Union spokesman Michael Williamson said the LEAD 300 bargaining team will meet with school board officials at 8 a.m. Monday to continue negotiation talks. However, the membership is saying they are not going to accept what the board is offering and will ask the board to make more movement on the issues.

The union has not set a strike date, he said. However, the union could go on strike Tuesday.

Specifically, the outstanding issues are compensation and class size. District 300’s final offer included cap sizes for elementary schools but did not provide a cap for middle and high schools.

“The board knows it needs to make (some) movement,” Williamson said.  “We’ve come a long way and we’ve compromised, but they will have to do better.”

“We are hoping they will come with something better,” he said. “We are prepared to go out if they can’t.”

LEAD 300’s bargaining team is prepared to hammer out an agreement into the night if it sees some movement on the district’s side, Williamson said.

School board member and spokesman Joe Stevens said the parties have been making progress.

“I am very hopeful they are not going on strike,” he said Sunday night. He said he had not heard about the union’s meeting and was expecting an update at Monday’s 8 a.m. meeting.

Meanwhile, the district does have a strike action plan for its 20,856 students if there is no resolution to the issues.
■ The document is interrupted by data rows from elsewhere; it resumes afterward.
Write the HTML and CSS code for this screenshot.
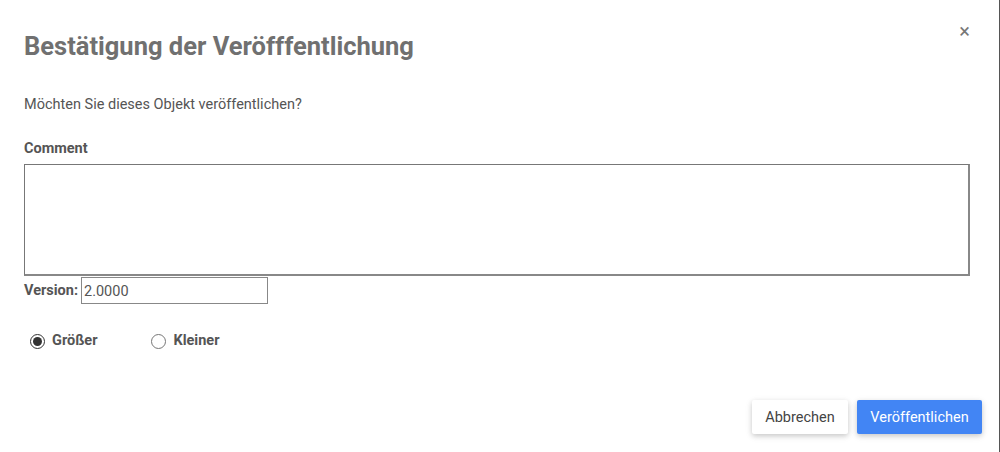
FILE: index.html
```html
<!DOCTYPE html>
<html lang="de">
<head>
<meta charset="utf-8">
<link rel="stylesheet" href="styles.css">
</head>
<body>
<div class="dialog">
  <div class="header">
    <h1 class="title">Bestätigung der Veröfffentlichung</h1>
    <span class="close">×</span>
  </div>
  <p class="question">Möchten Sie dieses Objekt veröffentlichen?</p>
  <label class="comment-label">Comment</label>
  <textarea class="comment"></textarea>
  <div class="version-row">
    <label class="version-label">Version:</label>
    <input class="version-input" type="text" value="2.0000">
  </div>
  <div class="radios">
    <label class="radio"><input type="radio" name="size" checked><span>Größer</span></label>
    <label class="radio"><input type="radio" name="size"><span>Kleiner</span></label>
  </div>
  <div class="footer">
    <button class="btn btn-cancel">Abbrechen</button>
    <button class="btn btn-primary">Veröffentlichen</button>
  </div>
</div>
</body>
</html>
```
FILE: styles.css
```css
html, body {
  margin: 0;
  padding: 0;
  background: #fff;
}
body {
  font-family: Roboto, "Liberation Sans", sans-serif;
  color: #555;
  width: 1000px;
  height: 452px;
  overflow: hidden;
}
.dialog {
  box-sizing: border-box;
  width: 1000px;
  height: 452px;
  padding: 0 31px 0 24px;
  border-right: 1px solid #555;
  display: flex;
  flex-direction: column;
}
.header {
  display: flex;
  justify-content: space-between;
  align-items: flex-start;
  height: 91px;
}
.title {
  margin: 31px 0 0;
  font-size: 25.5px;
  line-height: 30px;
  font-weight: 700;
  color: #707070;
}
.close {
  margin-top: 20px;
  margin-right: -2px;
  font-size: 20px;
  line-height: 22px;
  color: #777;
}
.question {
  margin: 0;
  font-size: 14.5px;
  line-height: 28px;
  color: #555;
  height: 36px;
}
.comment-label {
  display: block;
  margin-top: 12px;
  font-size: 14.5px;
  line-height: 20px;
  font-weight: 700;
  color: #555;
}
.comment {
  box-sizing: border-box;
  display: block;
  margin-top: 5px;
  width: 946px;
  height: 112px;
  border-style: solid;
  border-width: 1px 2px 2px 1px;
  border-color: #777 #888 #888 #777;
  resize: none;
  padding: 0;
  outline: none;
}
.version-row {
  display: flex;
  align-items: center;
  margin-top: 1px;
}
.version-label {
  font-size: 14.5px;
  font-weight: 700;
  color: #555;
  margin-right: 3px;
}
.version-input {
  box-sizing: border-box;
  width: 187px;
  height: 27px;
  border: 1px solid #888;
  padding: 2px 2px 0;
  font-family: Roboto, "Liberation Sans", sans-serif;
  font-size: 14.5px;
  color: #555;
  outline: none;
}
.radios {
  display: flex;
  margin-top: 29px;
  margin-left: 6px;
  gap: 54px;
}
.radio {
  display: flex;
  align-items: center;
  font-size: 14.5px;
  font-weight: 700;
  color: #555;
}
.radio input {
  margin: 0 7px 0 0;
  width: 15px;
  height: 15px;
  accent-color: #333;
}
.radio span {
  position: relative;
  top: -1px;
}
.footer {
  margin-top: auto;
  margin-bottom: 18px;
  display: flex;
  justify-content: flex-end;
  gap: 9px;
  margin-right: -14px;
}
.btn {
  height: 34px;
  border: none;
  border-radius: 2px;
  font-family: Roboto, "Liberation Sans", sans-serif;
  font-size: 14.5px;
  padding: 0 13px;
  box-shadow: 0 2px 5px rgba(0,0,0,0.16), 0 2px 8px rgba(0,0,0,0.08);
}
.btn-cancel {
  background: #fff;
  color: #444;
  width: 96px;
}
.btn-primary {
  background: #4285f4;
  color: #fff;
  width: 125px;
}
```
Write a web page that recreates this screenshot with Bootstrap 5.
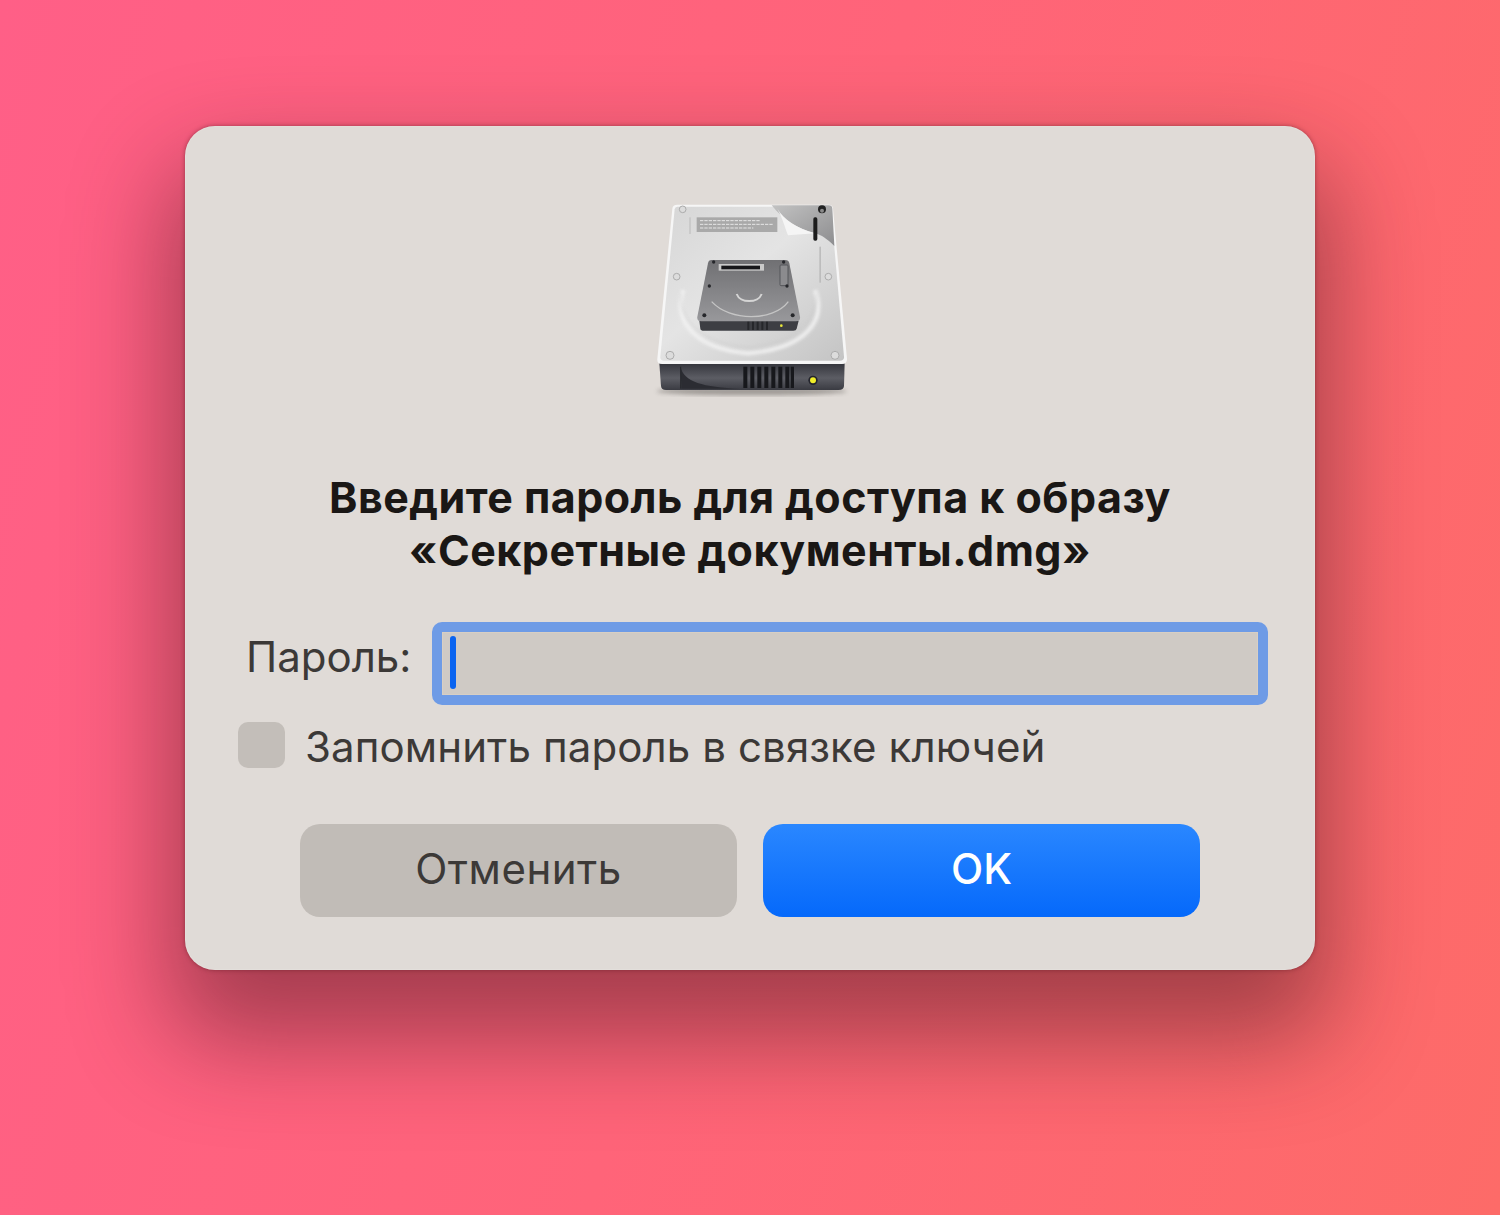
<!DOCTYPE html>
<html lang="ru">
<head>
  <meta charset="UTF-8" />
  <meta name="viewport" content="width=device-width, initial-scale=1.0" />
  <title>Пароль</title>
  <link href="https://cdn.jsdelivr.net/npm/bootstrap@5.3.0/dist/css/bootstrap.min.css" rel="stylesheet" />
  <style>
    html, body { height: 100%; }
    body {
      background: linear-gradient(105deg, #ff5f87 0%, #ff6479 50%, #fd6b68 100%);
      font-family: Inter, "Liberation Sans", sans-serif;
      padding-top: 126px;
      overflow: hidden;
    }
    .dialog-box {
      width: 1130px;
      height: 844px;
      background: #e0dbd7;
      border-radius: 30px;
      box-shadow: 0 0 0 1px rgba(255, 255, 255, .12) inset, 0 0 4px rgba(90, 20, 30, .5), 0 55px 100px 15px rgba(70, 20, 30, .48);
      color: #1a1715;
    }
    .disk-icon { display: block; width: 220px; height: 220px; margin-top: 64px; filter: blur(.6px); }
    .dialog-title {
      margin: 61px 0 0;
      font-size: 43px;
      letter-spacing: .47px;
      line-height: 53px;
      font-weight: 700;
      text-align: center;
      color: #1a1715;
    }
    .pass-row { margin: 45px 47px 0 61px; }
    .pass-label { font-size: 42px; line-height: 66px; color: #3c3937; width: 186px; flex: none; margin-top: 2px; }
    .pass-field {
      flex: 1;
      height: 83px;
      background: #cfcac5;
      border: 10px solid #6e9be6;
      border-radius: 10px;
      padding: 4px 8px;
      box-shadow: inset 0 0 0 1px #d8cfc4;
    }
    .pass-caret { display: block; width: 6px; height: 53px; background: #0a64f0; border-radius: 3px; }
    .keep-row { margin: 17px 0 0 53px; gap: 20px; }
    .keep-box { width: 47px; height: 46px; border-radius: 10px; background: #c3beb9; flex: none; }
    .keep-label { font-size: 42px; line-height: 46px; letter-spacing: .1px; color: #3c3937; padding-top: 2px; margin-bottom: -2px; }
    .btn-row { margin: 56px 0 0 115px; gap: 26px; }
    .dlg-btn {
      width: 437px;
      height: 93px;
      border: 0;
      border-radius: 20px;
      font-size: 42px;
      line-height: 1;
      padding: 0 0 3px;
    }
    .dlg-cancel { background: #c1bcb7; color: #3c3937; letter-spacing: .5px; }
    .dlg-ok { background: linear-gradient(180deg, #2a87ff 0%, #0569fb 100%); color: #fff; font-weight: 500; }
  </style>
</head>
<body>
  <div class="dialog-box mx-auto d-flex flex-column">
    <!-- drive icon, viewBox is 3x the screen size -->
    <div class="d-flex justify-content-center">
      <svg class="disk-icon" viewBox="0 0 660 660" aria-hidden="true">
        <defs>
          <linearGradient id="plate" x1="0" y1="0" x2="1" y2="1">
            <stop offset="0" stop-color="#d6d6d6" />
            <stop offset=".45" stop-color="#e4e4e4" />
            <stop offset="1" stop-color="#c4c4c4" />
          </linearGradient>
          <linearGradient id="front" x1="0" y1="0" x2="0" y2="1">
            <stop offset="0" stop-color="#34353c" />
            <stop offset=".55" stop-color="#5c5d64" />
            <stop offset="1" stop-color="#3a3b42" />
          </linearGradient>
          <linearGradient id="inner" x1="0" y1="0" x2="0" y2="1">
            <stop offset="0" stop-color="#707073" />
            <stop offset="1" stop-color="#98989b" />
          </linearGradient>
          <linearGradient id="peel" x1="0" y1="0" x2="1" y2="1">
            <stop offset="0" stop-color="#c2c2c2" />
            <stop offset="1" stop-color="#8d8d8f" />
          </linearGradient>
          <filter id="soft"><feGaussianBlur stdDeviation="4" /></filter>
          <filter id="softer"><feGaussianBlur stdDeviation="6" /></filter>
        </defs>
        <ellipse cx="335" cy="604" rx="285" ry="12" fill="#6a6662" opacity=".55" filter="url(#softer)" />
        <!-- front face -->
        <path d="M58 520H614L612 588Q611 600 596 600H78Q64 600 63 588Z" fill="url(#front)" />
        <path d="M122 530C130 575 190 592 300 596H124Z" fill="#2b2c32" />
        <path d="M122 530V596" stroke="#25262b" stroke-width="3" />
        <g fill="#17181c">
          <rect x="310" y="530" width="12" height="64" /><rect x="331" y="530" width="12" height="64" />
          <rect x="352" y="530" width="12" height="64" /><rect x="373" y="530" width="12" height="64" />
          <rect x="394" y="530" width="12" height="64" /><rect x="415" y="530" width="12" height="64" />
          <rect x="436" y="530" width="12" height="64" /><rect x="452" y="530" width="10" height="64" />
        </g>
        <circle cx="519" cy="571" r="14" fill="#23242c" />
        <circle cx="519" cy="571" r="9" fill="#f0ee2a" />
        <!-- top plate -->
        <path d="M112 44H566Q578 44 579 56L621 506Q622 522 606 522H66Q50 522 52 506L97 56Q98 44 112 44Z" fill="#f6f6f6" />
        <path d="M112 50H564Q572 50 573 58L612 500Q613 512 600 512H72Q60 512 61 500L104 58Q105 50 112 50Z" fill="url(#plate)" />
        <!-- platter ring -->
        <path d="M130 300C100 380 150 475 325 490C500 475 560 390 525 300" fill="none" stroke="#f2f2f2" stroke-width="13" opacity=".85" filter="url(#soft)" />
        <path d="M122 310C115 390 190 462 325 472C460 462 535 390 530 310" fill="none" stroke="#c6c6c6" stroke-width="3" opacity=".7" filter="url(#soft)" />
        <!-- corner screws -->
        <g fill="#dcdcdc" stroke="#acacac" stroke-width="3">
          <circle cx="128" cy="58" r="10" /><circle cx="110" cy="260" r="10" />
          <circle cx="565" cy="260" r="10" /><circle cx="90" cy="496" r="12" /><circle cx="585" cy="496" r="12" />
        </g>
        <!-- label -->
        <rect x="170" y="82" width="242" height="44" fill="#a9a9a9" />
        <g stroke="#e6e6e6" stroke-width="3" stroke-dasharray="10 3">
          <line x1="180" y1="92" x2="360" y2="92" /><line x1="180" y1="103" x2="400" y2="103" /><line x1="180" y1="114" x2="340" y2="114" />
        </g>
        <rect x="148" y="82" width="4" height="50" fill="#c2c2c2" />
        <!-- peeled sticker -->
        <path d="M395 46H566Q576 46 577 56L583 168C560 146 545 135 525 130C470 115 430 90 395 46Z" fill="url(#peel)" />
        <path d="M412 56C432 88 470 115 526 130L444 136C434 110 428 85 412 56Z" fill="#f5f5f5" />
        <circle cx="546" cy="58" r="12" fill="#222" /><circle cx="546" cy="62" r="6" fill="#8a8a8a" />
        <rect x="520" y="82" width="12" height="70" rx="5" fill="#1c1c1c" />
        <rect x="538" y="170" width="5" height="108" fill="#bdbdbd" />
        <!-- inner drive -->
        <path d="M178 392H476L470 416Q469 422 460 422H192Q182 422 181 416Z" fill="#3d3e43" />
        <g fill="#26272b">
          <rect x="322" y="394" width="6" height="26" /><rect x="336" y="394" width="6" height="26" />
          <rect x="350" y="394" width="6" height="26" /><rect x="364" y="394" width="6" height="26" /><rect x="378" y="394" width="6" height="26" />
        </g>
        <circle cx="424" cy="407" r="4" fill="#e9e83a" />
        <path d="M214 210H436Q446 210 448 220L480 380Q482 394 468 394H184Q170 394 172 380L204 220Q206 210 214 210Z" fill="url(#inner)" />
        <path d="M215 335C270 395 400 395 445 335" fill="none" stroke="#c5c5c5" stroke-width="4" />
        <path d="M290 312C300 340 355 340 365 312" fill="none" stroke="#d5d5d5" stroke-width="6" />
        <rect x="236" y="222" width="136" height="20" fill="#c9c9c9" />
        <rect x="244" y="227" width="116" height="11" fill="#17171a" />
        <rect x="420" y="225" width="24" height="62" rx="3" fill="#8b8b8e" stroke="#55565a" stroke-width="3" />
        <g fill="#26272b">
          <circle cx="221" cy="216" r="5" /><circle cx="431" cy="216" r="5" /><circle cx="208" cy="288" r="5" />
          <circle cx="441" cy="288" r="5" /><circle cx="193" cy="376" r="6" /><circle cx="458" cy="376" r="6" />
        </g>
      </svg>
    </div>

    <h1 class="dialog-title">Введите пароль для доступа к образу<br />«Секретные документы.dmg»</h1>

    <div class="pass-row d-flex align-items-start">
      <label class="pass-label">Пароль:</label>
      <div class="pass-field"><span class="pass-caret"></span></div>
    </div>

    <div class="keep-row d-flex align-items-center">
      <span class="keep-box"></span>
      <span class="keep-label">Запомнить пароль в связке ключей</span>
    </div>

    <div class="btn-row d-flex">
      <button type="button" class="btn dlg-btn dlg-cancel">Отменить</button>
      <button type="button" class="btn dlg-btn dlg-ok">OK</button>
    </div>
  </div>
  <script src="https://cdn.jsdelivr.net/npm/bootstrap@5.3.0/dist/js/bootstrap.bundle.min.js"></script>
</body>
</html>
The district has set up three emergency attendance centers that would be available as emergency daycare for students in kindergarten through sixth grade if a strike does occur, according to the district’s website.

The centers will be set up at Carpentersville Middle School, Dundee Middle School and Hampshire Middle School. Daycare would be available from 9 a.m. to 3 p.m.

About 600 to 700 children have been registered for the daycare services, Stevens said.